December wheat closed at $7.53 ¼, down 1/2c also on shortcovering after selling off sharply early in the week. We prefer the sidelines. November soybeans closed at $13.33 ¼ per bushel, down 17c on improved crop outlook even against the selloff in the dollar. The U.S. Midwest crop is improving and yield potential forecast as better than earlier expected. We prefer the sidelines in beans.
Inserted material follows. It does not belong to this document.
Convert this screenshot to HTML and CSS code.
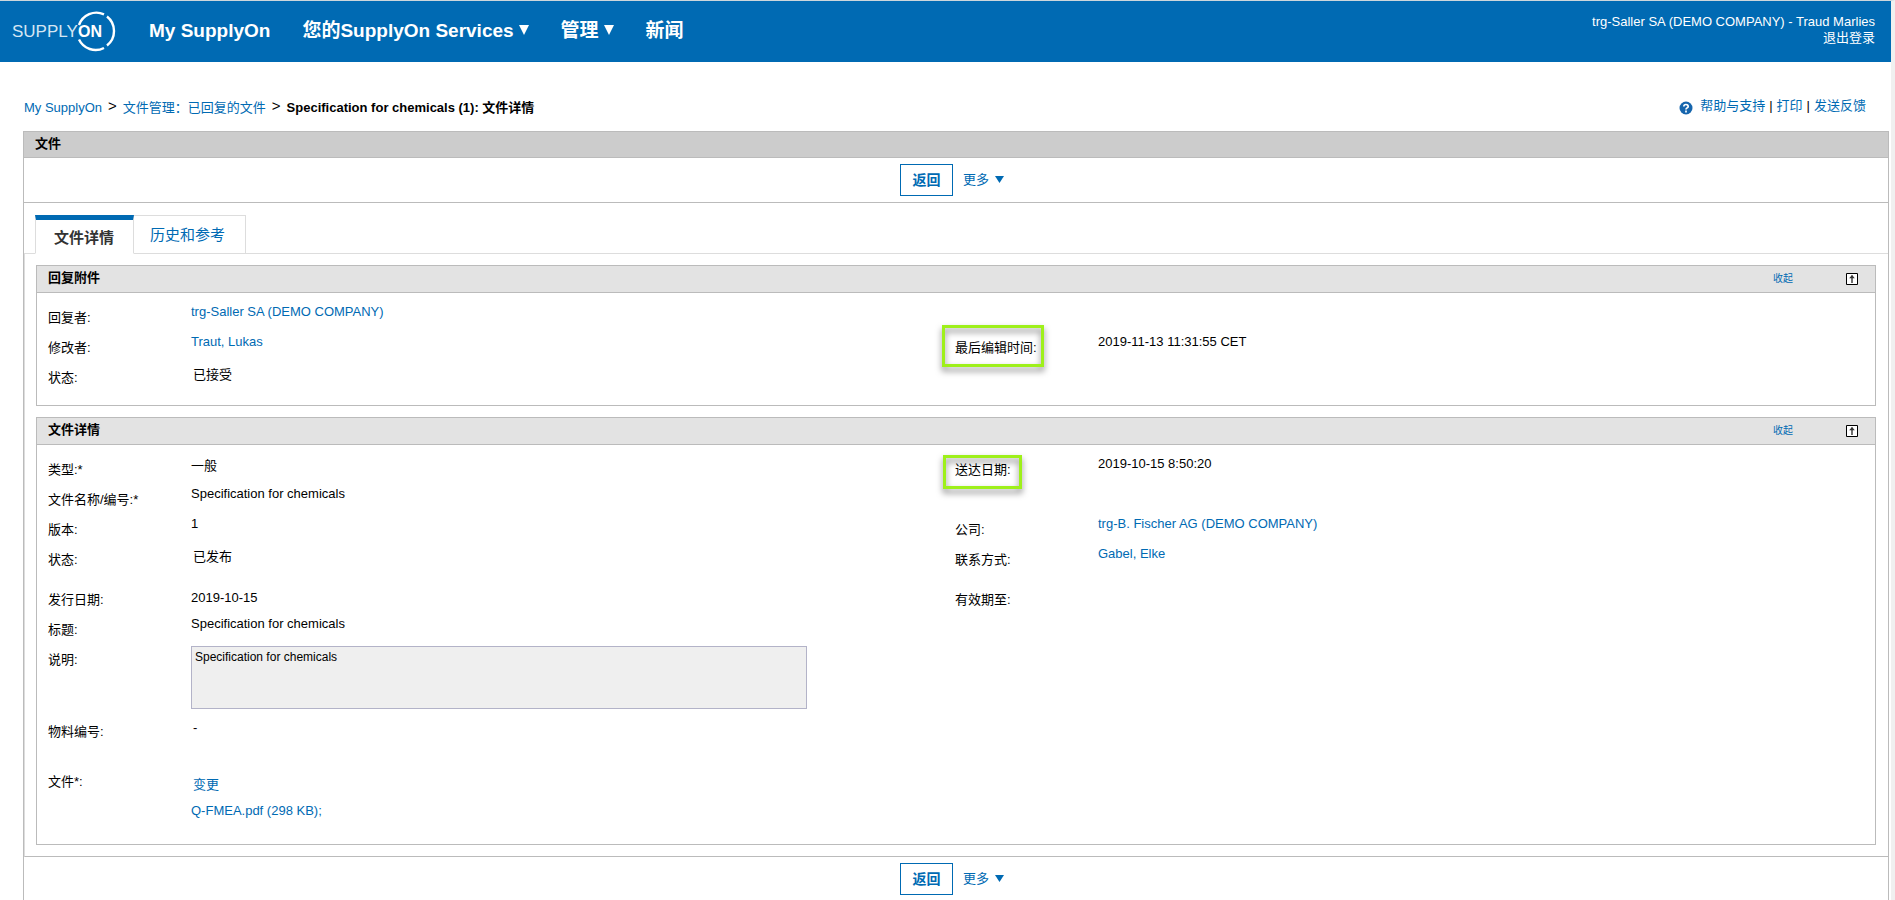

Cattle & Hog report: August live cattle closed at $1.1020 per pound tied to the recent surge in cash prices. Stronger packer margins are indicative of better demand in the forecast. We like the long side of cattle. August live hogs closed at 94.85c per pound, down 0.375c on long liquidation after recent gains. August hogs had gained nearly a nickel per pound during the previous ten days and a correction was in order. Also futures moved to a premium to cash bids and that also was a factor in Friday selling. We prefer the sidelines in hogs
Coffee, Cocoa and Sugar: September coffee closed at $2.5305 per pound, down 8.1c after recently making a 14 year high. Brazil’s Agricultural ministry predicts coffee output will decline by 9.5% but Mays exports were up 3.7%. We favor the sidelines in coffee until it re-establishes its bullish trend after the correction is completed. September cocoa closed at $2916 per tonne, up $30. Concerns over cocoa deliveries to Ivory Coast fell 48% in June from the previous year. Predictions that global production, however, will increase by 10.9 for the 2010-11 period could put pressure on prices. We still like the long side of cocoa. October sugar closed at 25.29c per pound, up 36 points on export delays from Brazil and the weak dollar on Friday. We prefer the sidelines.
Cotton: October cotton closed at $1.2961, per pound, up 2 15c mostly against the weak dollar. Selling in cotton has been dominant after it made the high of $2.27 per pound in March, the highest in 140 years of recorded price history. We favored the short side for some time and still see some downside potential but a correction is in order so we moved to the sidelines.